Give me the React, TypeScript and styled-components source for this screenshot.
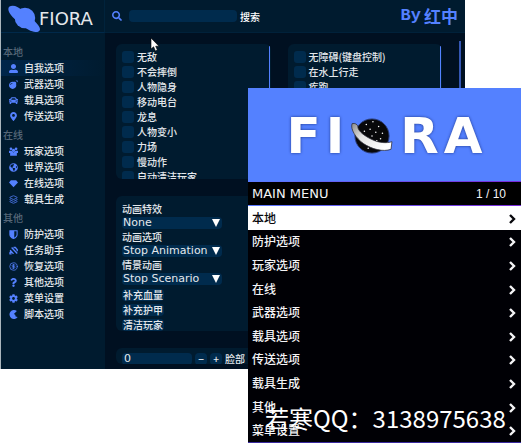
import React from "react";
import styled, { createGlobalStyle } from "styled-components";
import {
  FaUserAlt, FaBomb, FaCar, FaMapMarkerAlt, FaGlobeAmericas,
  FaQuestion, FaCog, FaSearch,
} from "react-icons/fa";
import { Layers, CircleDollarSign } from "lucide-react";

const accent = "#5481ff";
const panelBg = "#001b2f";
const fieldBg = "#002b4d";
const cjk = `"Noto Sans CJK SC", sans-serif`;
const latin = `"DejaVu Sans", "Noto Sans CJK SC", sans-serif`;

const GlobalStyle = createGlobalStyle`
  * { box-sizing: border-box; }
  body { margin: 0; background: #fff; font-family: ${cjk}; }
  button, input, select { font: inherit; color: inherit; border: 0; margin: 0; padding: 0; }
  ul { list-style: none; margin: 0; padding: 0; }
`;

const Page = styled.div`
  position: relative;
  min-height: 444px;
`;

const AppWindow = styled.div`
  display: grid;
  grid-template-columns: 104px 1fr;
  grid-template-rows: 33px auto;
  margin-right: 57px;
  border-left: 1px solid #aab6bd;
  background: #001021;
  color: #e4e8ec;
  font-size: 10px;
  font-weight: 500;
`;

const Brand = styled.div`
  display: flex;
  align-items: center;
  background: ${panelBg};
  border-right: 1px solid #00233c;
  border-bottom: 1px solid #00294a;
  padding: 5px 0 0 5px;
`;

const BrandPlanet = styled.svg`
  width: 36px;
  height: 28px;
  flex: none;
`;

const BrandName = styled.span`
  font: 400 18px/26px ${latin};
  margin-left: -3px;
  padding-top: 1px;
`;

const TopBar = styled.header`
  display: flex;
  align-items: center;
  background: ${panelBg};
  border-bottom: 1px solid #00213a;
  padding: 0 7px;
`;

const Search = styled.label`
  display: flex;
  align-items: center;
  flex: 1;
  color: #fff;
  svg { color: ${accent}; width: 10px; height: 10px; margin-right: 7px; }
`;

const SearchInput = styled.input`
  width: 108px;
  height: 12px;
  border-radius: 4px;
  background: ${fieldBg};
  margin-right: 3px;
`;

const Author = styled.div`
  display: flex;
  align-items: center;
  gap: 3px;
  color: ${accent};
  font: 700 17px/24px ${cjk};
  b { font: 700 17px/24px "Liberation Mono", monospace; }
`;

const Sidebar = styled.nav`
  display: flex;
  flex-direction: column;
  gap: 3px;
  background: ${panelBg};
  padding: 11px 0 20px;
`;

const GroupTitle = styled.div`
  height: 16px;
  line-height: 16px;
  padding-left: 2px;
  color: #566778;
`;

const NavItem = styled.button<{ $active?: boolean }>`
  display: flex;
  align-items: center;
  gap: 6px;
  width: 100%;
  height: 16px;
  line-height: 16px;
  padding-left: 8px;
  background: ${(p) => (p.$active ? "linear-gradient(90deg, #00264a, #001b2f)" : "transparent")};
  text-align: left;
  svg { color: ${accent}; width: 9px; height: 9px; flex: none; }
`;

const Content = styled.main`
  display: grid;
  grid-template-columns: 1fr 1fr 2px;
  column-gap: 17px;
  padding: 11px 4px 5px 11px;
`;

const Column = styled.div`
  display: flex;
  flex-direction: column;
  gap: 17px;
  min-width: 0;
`;

const ScrollTrack = styled.div`
  background: #3557b4;
  margin-top: -3px;
`;

const Panel = styled.section<{ $max: number; $scroll?: boolean }>`
  height: ${(p) => p.$max}px;
  overflow: hidden;
  background: ${panelBg};
  border-radius: 6px;
  padding: 5px 2px 0 6px;
  background-image: ${(p) => (p.$scroll ? `linear-gradient(${accent}, ${accent})` : "none")};
  background-size: 1px calc(100% - 4px);
  background-position: right 1px top 2px;
  background-repeat: no-repeat;
`;

const CheckRow = styled.label`
  display: flex;
  align-items: center;
  gap: 3px;
  height: 15px;
  line-height: 15px;
`;

const Check = styled.input`
  appearance: none;
  width: 12px;
  height: 12px;
  border-radius: 3px;
  background: ${fieldBg};
  &:checked { background: ${accent}; }
`;

const Field = styled.label`
  display: flex;
  flex-direction: column;
  line-height: 16px;
`;

const SelectBox = styled.span`
  display: grid;
  align-items: center;
  width: 100px;
  svg { grid-area: 1 / 1; justify-self: end; width: 8px; height: 8px; margin-right: 2px; pointer-events: none; }
`;

const Select = styled.select`
  grid-area: 1 / 1;
  appearance: none;
  width: 100%;
  height: 12px;
  padding-left: 1px;
  border-radius: 4px;
  background: ${fieldBg};
  font: 11px/12px ${latin};
`;

const Actions = styled.div`
  display: flex;
  flex-direction: column;
  align-items: flex-start;
  gap: 3px;
  padding-top: 4px;
`;

const Action = styled.button`
  height: 12px;
  line-height: 12px;
  padding: 0 1px;
  border-radius: 4px;
  background: ${fieldBg};
`;

const Stepper = styled.label`
  display: flex;
  align-items: center;
  gap: 3px;
  line-height: 12px;
`;

const NumberInput = styled.input`
  width: 70px;
  height: 12px;
  padding-left: 2px;
  border-radius: 4px;
  background: ${fieldBg};
  font: 11px/12px ${latin};
`;

const StepButton = styled.button`
  width: 12px;
  height: 12px;
  line-height: 12px;
  border-radius: 4px;
  background: ${fieldBg};
`;

const Pointer = styled.svg`
  position: absolute;
  left: 150px;
  top: 37px;
  width: 10px;
  height: 15px;
`;

const Menu = styled.aside`
  position: absolute;
  top: 88px;
  left: 248px;
  right: 1px;
  background: #000005;
  color: #f4f4f6;
  border-bottom: 1px solid #3a2aa0;
`;

const Banner = styled.div`
  display: flex;
  align-items: center;
  justify-content: center;
  gap: 5px;
  height: 93px;
  padding-top: 3px;
  background: ${accent};
  color: #fff;
  font: 700 50px/60px ${latin};
  text-shadow: 0 0 3px #1c3486;
`;

const Planet = styled.svg`
  width: 46px;
  height: 38px;
`;

const MenuHead = styled.div`
  display: flex;
  justify-content: space-between;
  align-items: center;
  height: 25px;
  padding: 0 15px 0 4px;
  background: #000;
  border-style: solid;
  border-width: 1px 0;
  border-image: linear-gradient(90deg, #5a7bff, #7a2ad8) 1;
  font: 13px/20px ${latin};
`;

const Count = styled.span`
  font: 12px/20px "Liberation Sans", sans-serif;
`;

const MenuList = styled.ul`
  display: grid;
  grid-auto-rows: 1fr;
  height: 236px;
`;

const MenuItem = styled.button<{ $active?: boolean }>`
  display: flex;
  align-items: center;
  justify-content: space-between;
  width: 100%;
  height: 100%;
  padding: 0 5px 0 4px;
  background: ${(p) => (p.$active ? "#fff" : "transparent")};
  color: ${(p) => (p.$active ? "#08080c" : "inherit")};
  font: 500 12px/20px ${cjk};
  svg { width: 8px; height: 10px; margin-top: 2px; }
`;

const Contact = styled.div`
  position: absolute;
  left: 265px;
  top: 400px;
  color: #fff;
  font: 400 24px/36px ${cjk};
  white-space: nowrap;
`;

const Diamond = () => (
  <svg viewBox="0 0 12 12" fill="currentColor"><path d="M2.5 1.500h7L12 4.500 6 11 0 4.500z" /></svg>
);
const Crescent = () => (
  <svg viewBox="0 0 12 12" fill="currentColor">
    <path d="M10.5 1.400A6 6 0 1 0 11.600 9.400L8.800 8.500 8.300 6.400 6.500 5.300 8.200 3.500z" />
  </svg>
);
const Crowd = () => (
  <svg viewBox="0 0 12 12" fill="currentColor">
    <circle cx="2.600" cy="2.400" r="1.800" />
    <circle cx="9.400" cy="2.400" r="1.800" />
    <circle cx="6" cy="4.600" r="2.200" />
    <path d="M0 5h3.200L6 7.200 8.800 5H12v3h-1.500v3.500h-9V8H0z" />
  </svg>
);
const HalfShield = () => (
  <svg viewBox="0 0 12 12">
    <path d="M1.200 1h9.600v5c0 2.600-2 4.300-4.800 5.400C3.200 10.300 1.200 8.600 1.200 6z" fill="none" stroke="currentColor" strokeWidth="1.400" />
    <path d="M1.200 1H7v10L6 11.400C3.200 10.300 1.200 8.600 1.200 6z" fill="currentColor" />
  </svg>
);
const Helper = () => (
  <svg viewBox="0 0 12 12" fill="none" stroke="currentColor" strokeWidth="1.800">
    <path d="M3.500 2l7.500 8M6 2h2.500l2.500 3v2M1.500 5.500L6 10.500M.5 10.500h3M.8 10l1.500-3" />
  </svg>
);

const groups: { title: string; items: [string, React.ReactNode][] }[] = [
  {
    title: "本地",
    items: [["自我选项", <FaUserAlt />], ["武器选项", <FaBomb />], ["载具选项", <FaCar />], ["传送选项", <FaMapMarkerAlt />]],
  },
  {
    title: "在线",
    items: [["玩家选项", <Crowd />], ["世界选项", <FaGlobeAmericas />], ["在线选项", <Diamond />], ["载具生成", <Layers />]],
  },
  {
    title: "其他",
    items: [
      ["防护选项", <HalfShield />], ["任务助手", <Helper />], ["恢复选项", <CircleDollarSign />],
      ["其他选项", <FaQuestion />], ["菜单设置", <FaCog />], ["脚本选项", <Crescent />],
    ],
  },
];

const selfToggles = ["无敌", "不会摔倒", "人物隐身", "移动电台", "龙息", "人物变小", "力场", "慢动作", "自动清洁玩家"];
const moveToggles = ["无障碍(键盘控制)", "在水上行走", "疾跑"];
const selects = [["动画特效", "None"], ["动画选项", "Stop Animation"], ["情景动画", "Stop Scenario"]];
const actions = ["补充血量", "补充护甲", "清洁玩家"];
const menuItems = ["本地", "防护选项", "玩家选项", "在线", "武器选项", "载具选项", "传送选项", "载具生成", "其他", "菜单设置"];
const stars = [[18, 8], [25, 5], [31, 10], [22, 13], [28, 16], [35, 17], [16, 15], [33, 23], [24, 20], [29, 25], [20, 33]];

function Toggles({ items }: { items: string[] }) {
  return (
    <>
      {items.map((name) => (
        <CheckRow key={name}><Check type="checkbox" />{name}</CheckRow>
      ))}
    </>
  );
}

export default function App() {
  return (
    <Page>
      <GlobalStyle />
      <AppWindow>
        <Brand>
          <BrandPlanet viewBox="0 0 36 30" fill={accent}>
            <circle cx="19" cy="14" r="11" />
            <path d="M2 2C6-1 12 2 15 5L29 17C34 22 37 26 34 28C29 31 21 26 16 22L6 13C2 9 0 5 2 2Z" />
          </BrandPlanet>
          <BrandName>FIORA</BrandName>
        </Brand>
        <TopBar>
          <Search><FaSearch /><SearchInput type="text" />搜索</Search>
          <Author><b>By</b>红中</Author>
        </TopBar>
        <Sidebar>
          {groups.map((g, gi) => (
            <div key={g.title}>
              <GroupTitle>{g.title}</GroupTitle>
              {g.items.map(([name, icon], i) => (
                <NavItem key={name} $active={gi === 0 && i === 0}>{icon}{name}</NavItem>
              ))}
            </div>
          ))}
        </Sidebar>
        <Content>
          <Column>
            <Panel $max={135} $scroll><Toggles items={selfToggles} /></Panel>
            <Panel $max={135}>
              {selects.map(([label, value]) => (
                <Field key={label}>
                  {label}
                  <SelectBox>
                    <Select defaultValue={value}><option>{value}</option></Select>
                    <svg viewBox="0 0 8 8" fill="#fff"><path d="M0 0h8L4 8z" /></svg>
                  </SelectBox>
                </Field>
              ))}
              <Actions>
                {actions.map((a) => <Action key={a}>{a}</Action>)}
              </Actions>
            </Panel>
            <Panel $max={16}>
              <Stepper>
                <NumberInput type="text" defaultValue="0" />
                <StepButton>−</StepButton>
                <StepButton>+</StepButton>
                脸部
              </Stepper>
            </Panel>
          </Column>
          <Column>
            <Panel $max={135} $scroll><Toggles items={moveToggles} /></Panel>
          </Column>
          <ScrollTrack />
        </Content>
      </AppWindow>
      <Pointer viewBox="0 0 10 15" fill="#fff" stroke="#000" strokeWidth="0.6">
        <path d="M1 1v11l2.600-2.200L5.400 14l2-.9L5.700 9.200H9z" />
      </Pointer>
      <Menu>
        <Banner>
          <span>F</span>
          <span>I</span>
          <Planet viewBox="0 0 48 40">
            <defs>
              <linearGradient id="ring" x1="0" y1="0" x2="1" y2="0.6">
                <stop offset="0" stopColor="#8a8a8a" />
                <stop offset="0.4" stopColor="#e4e4e4" />
                <stop offset="1" stopColor="#fff" />
              </linearGradient>
            </defs>
            <circle cx="24" cy="20" r="18" fill="#08080a" stroke="#2c3f80" strokeWidth="1" />
            {stars.map(([x, y]) => <circle key={`${x}-${y}`} cx={x} cy={y} r="0.8" fill="#fff" />)}
            <path
              d="M3 7C6 6 9 8 9 10C9 15 17 21 27 25C35 28 42 27 45 26L44 34C36 37 24 34 15 28C7 22 1 13 3 7Z"
              fill="url(#ring)" stroke="#2a2a35" strokeWidth="0.8"
            />
          </Planet>
          <span>R</span>
          <span>A</span>
        </Banner>
        <MenuHead><span>MAIN MENU</span><Count>1 / 10</Count></MenuHead>
        <MenuList>
          {menuItems.map((name, i) => (
            <li key={name}>
              <MenuItem $active={i === 0}>
                {name}
                <svg viewBox="0 0 8 10" fill="none" stroke="currentColor" strokeWidth="2.400"><path d="M2 1l4 4-4 4" /></svg>
              </MenuItem>
            </li>
          ))}
        </MenuList>
      </Menu>
      <Contact>若寒QQ：3138975638</Contact>
    </Page>
  );
}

▸ **Written task**
Copy every line that includes the string "components" from the material above.

▸ **Exercise result**
Give me the React, TypeScript and styled-components source for this screenshot.
import styled, { createGlobalStyle } from "styled-components";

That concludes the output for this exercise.